Dataset rows:
◇ ◇ ◇ ◇

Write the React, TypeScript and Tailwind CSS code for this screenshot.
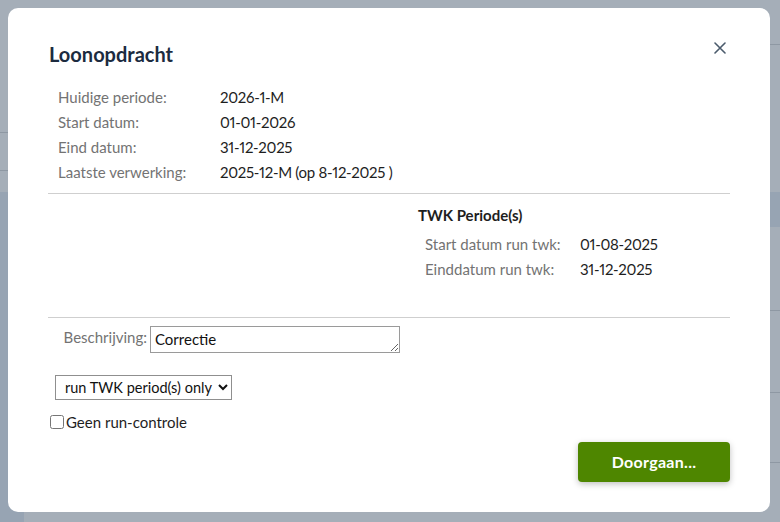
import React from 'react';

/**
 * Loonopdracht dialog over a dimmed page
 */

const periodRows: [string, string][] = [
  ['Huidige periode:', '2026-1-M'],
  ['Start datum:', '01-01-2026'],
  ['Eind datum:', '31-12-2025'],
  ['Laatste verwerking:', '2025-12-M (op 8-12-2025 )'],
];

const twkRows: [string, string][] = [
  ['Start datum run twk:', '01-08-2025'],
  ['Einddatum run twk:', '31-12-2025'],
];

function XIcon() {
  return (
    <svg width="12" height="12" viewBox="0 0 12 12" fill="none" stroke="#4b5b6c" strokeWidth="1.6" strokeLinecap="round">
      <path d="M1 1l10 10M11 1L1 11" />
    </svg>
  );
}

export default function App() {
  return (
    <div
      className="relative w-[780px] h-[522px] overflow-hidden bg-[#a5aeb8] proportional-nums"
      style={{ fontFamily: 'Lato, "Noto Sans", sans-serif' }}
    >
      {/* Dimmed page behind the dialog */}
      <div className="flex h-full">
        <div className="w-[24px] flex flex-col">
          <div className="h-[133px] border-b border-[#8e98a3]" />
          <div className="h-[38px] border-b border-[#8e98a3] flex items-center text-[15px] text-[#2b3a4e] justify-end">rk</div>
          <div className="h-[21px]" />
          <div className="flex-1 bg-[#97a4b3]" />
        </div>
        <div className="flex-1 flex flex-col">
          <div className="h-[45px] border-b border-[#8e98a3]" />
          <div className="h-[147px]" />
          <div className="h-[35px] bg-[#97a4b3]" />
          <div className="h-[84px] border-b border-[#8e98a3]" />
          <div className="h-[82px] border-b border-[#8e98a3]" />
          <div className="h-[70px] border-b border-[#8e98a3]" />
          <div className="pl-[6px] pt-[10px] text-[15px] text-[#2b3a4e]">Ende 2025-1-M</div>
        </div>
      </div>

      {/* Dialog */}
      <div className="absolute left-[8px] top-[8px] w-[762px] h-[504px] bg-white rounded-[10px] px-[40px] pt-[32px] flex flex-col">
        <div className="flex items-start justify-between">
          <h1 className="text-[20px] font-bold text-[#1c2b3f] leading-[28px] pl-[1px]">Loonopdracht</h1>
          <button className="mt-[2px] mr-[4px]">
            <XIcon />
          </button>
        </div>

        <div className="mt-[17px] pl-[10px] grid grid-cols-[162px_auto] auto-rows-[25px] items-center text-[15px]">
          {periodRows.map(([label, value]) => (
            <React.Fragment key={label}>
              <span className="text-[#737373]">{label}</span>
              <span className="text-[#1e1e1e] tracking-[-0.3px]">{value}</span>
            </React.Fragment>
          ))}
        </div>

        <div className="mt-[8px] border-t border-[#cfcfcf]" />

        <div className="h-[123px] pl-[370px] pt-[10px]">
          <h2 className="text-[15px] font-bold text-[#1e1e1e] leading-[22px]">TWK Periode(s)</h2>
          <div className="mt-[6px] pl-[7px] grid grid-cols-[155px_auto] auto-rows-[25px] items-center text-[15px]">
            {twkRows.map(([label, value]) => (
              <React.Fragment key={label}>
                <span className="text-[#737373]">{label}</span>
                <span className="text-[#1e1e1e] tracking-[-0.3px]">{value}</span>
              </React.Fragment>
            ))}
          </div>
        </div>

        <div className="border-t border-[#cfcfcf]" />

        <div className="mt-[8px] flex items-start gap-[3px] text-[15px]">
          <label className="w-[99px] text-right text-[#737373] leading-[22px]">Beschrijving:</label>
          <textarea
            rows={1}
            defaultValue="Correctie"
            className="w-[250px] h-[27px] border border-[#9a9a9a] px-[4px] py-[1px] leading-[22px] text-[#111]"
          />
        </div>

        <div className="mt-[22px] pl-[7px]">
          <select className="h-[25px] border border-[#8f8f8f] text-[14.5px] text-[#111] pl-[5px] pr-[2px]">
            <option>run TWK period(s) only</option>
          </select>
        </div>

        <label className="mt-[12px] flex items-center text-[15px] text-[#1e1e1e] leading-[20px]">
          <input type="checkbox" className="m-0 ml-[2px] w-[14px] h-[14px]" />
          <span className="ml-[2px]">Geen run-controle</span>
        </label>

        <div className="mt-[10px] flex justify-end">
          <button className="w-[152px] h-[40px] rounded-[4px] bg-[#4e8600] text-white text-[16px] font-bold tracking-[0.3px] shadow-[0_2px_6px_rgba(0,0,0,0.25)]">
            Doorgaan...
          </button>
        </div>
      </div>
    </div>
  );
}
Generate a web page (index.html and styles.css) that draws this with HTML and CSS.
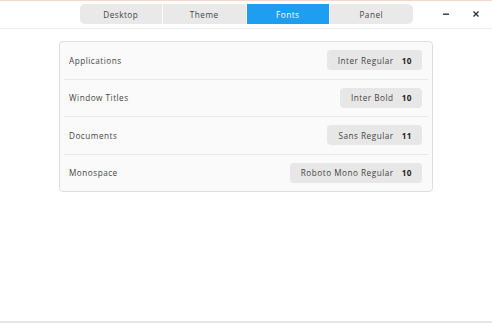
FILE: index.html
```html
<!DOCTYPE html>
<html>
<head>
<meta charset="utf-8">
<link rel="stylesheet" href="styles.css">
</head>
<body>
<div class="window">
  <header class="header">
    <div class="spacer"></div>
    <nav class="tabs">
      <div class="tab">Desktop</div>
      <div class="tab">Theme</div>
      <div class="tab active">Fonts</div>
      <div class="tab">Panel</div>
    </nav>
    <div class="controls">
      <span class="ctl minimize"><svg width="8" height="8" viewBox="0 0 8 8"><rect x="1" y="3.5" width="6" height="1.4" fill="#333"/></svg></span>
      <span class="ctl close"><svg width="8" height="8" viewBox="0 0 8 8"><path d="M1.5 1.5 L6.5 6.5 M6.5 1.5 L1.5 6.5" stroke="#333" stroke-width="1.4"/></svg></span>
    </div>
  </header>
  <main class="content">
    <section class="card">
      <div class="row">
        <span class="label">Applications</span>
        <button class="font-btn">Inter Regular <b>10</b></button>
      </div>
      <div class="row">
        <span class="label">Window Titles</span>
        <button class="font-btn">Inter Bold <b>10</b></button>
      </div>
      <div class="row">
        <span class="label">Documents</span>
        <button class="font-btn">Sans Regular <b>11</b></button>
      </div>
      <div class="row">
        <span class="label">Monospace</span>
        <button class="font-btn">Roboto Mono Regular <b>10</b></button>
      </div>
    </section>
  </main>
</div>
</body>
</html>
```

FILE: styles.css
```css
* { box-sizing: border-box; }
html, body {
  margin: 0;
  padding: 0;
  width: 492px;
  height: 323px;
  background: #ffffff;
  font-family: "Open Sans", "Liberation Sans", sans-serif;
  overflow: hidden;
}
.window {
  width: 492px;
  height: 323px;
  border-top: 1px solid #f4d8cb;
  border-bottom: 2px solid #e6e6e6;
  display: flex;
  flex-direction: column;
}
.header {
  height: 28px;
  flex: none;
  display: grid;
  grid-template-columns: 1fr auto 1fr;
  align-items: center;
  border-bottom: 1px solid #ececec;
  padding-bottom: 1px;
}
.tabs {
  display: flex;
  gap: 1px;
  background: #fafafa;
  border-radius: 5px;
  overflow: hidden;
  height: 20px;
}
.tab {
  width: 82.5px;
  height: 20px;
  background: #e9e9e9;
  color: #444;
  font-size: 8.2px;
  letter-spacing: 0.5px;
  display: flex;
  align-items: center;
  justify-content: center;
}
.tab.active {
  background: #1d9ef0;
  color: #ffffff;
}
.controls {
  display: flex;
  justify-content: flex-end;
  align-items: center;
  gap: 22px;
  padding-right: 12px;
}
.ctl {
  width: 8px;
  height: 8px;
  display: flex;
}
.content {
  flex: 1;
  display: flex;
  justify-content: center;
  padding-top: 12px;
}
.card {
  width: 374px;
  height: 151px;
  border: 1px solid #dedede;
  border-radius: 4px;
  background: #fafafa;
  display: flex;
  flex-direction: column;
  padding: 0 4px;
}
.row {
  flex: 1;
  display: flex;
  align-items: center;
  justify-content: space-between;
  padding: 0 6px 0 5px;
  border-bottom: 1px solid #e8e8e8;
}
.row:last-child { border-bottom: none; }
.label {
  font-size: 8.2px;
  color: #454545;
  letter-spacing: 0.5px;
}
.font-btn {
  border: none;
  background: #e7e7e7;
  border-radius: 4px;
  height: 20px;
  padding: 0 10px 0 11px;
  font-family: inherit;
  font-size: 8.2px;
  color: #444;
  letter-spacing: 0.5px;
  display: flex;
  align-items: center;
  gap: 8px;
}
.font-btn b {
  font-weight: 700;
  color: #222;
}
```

◇ ◇ ◇ ◇

Filter the entries above down to the lines containing the word "this".

Write the React, TypeScript and Tailwind CSS code for this screenshot.
Generate a web page (index.html and styles.css) that draws this with HTML and CSS.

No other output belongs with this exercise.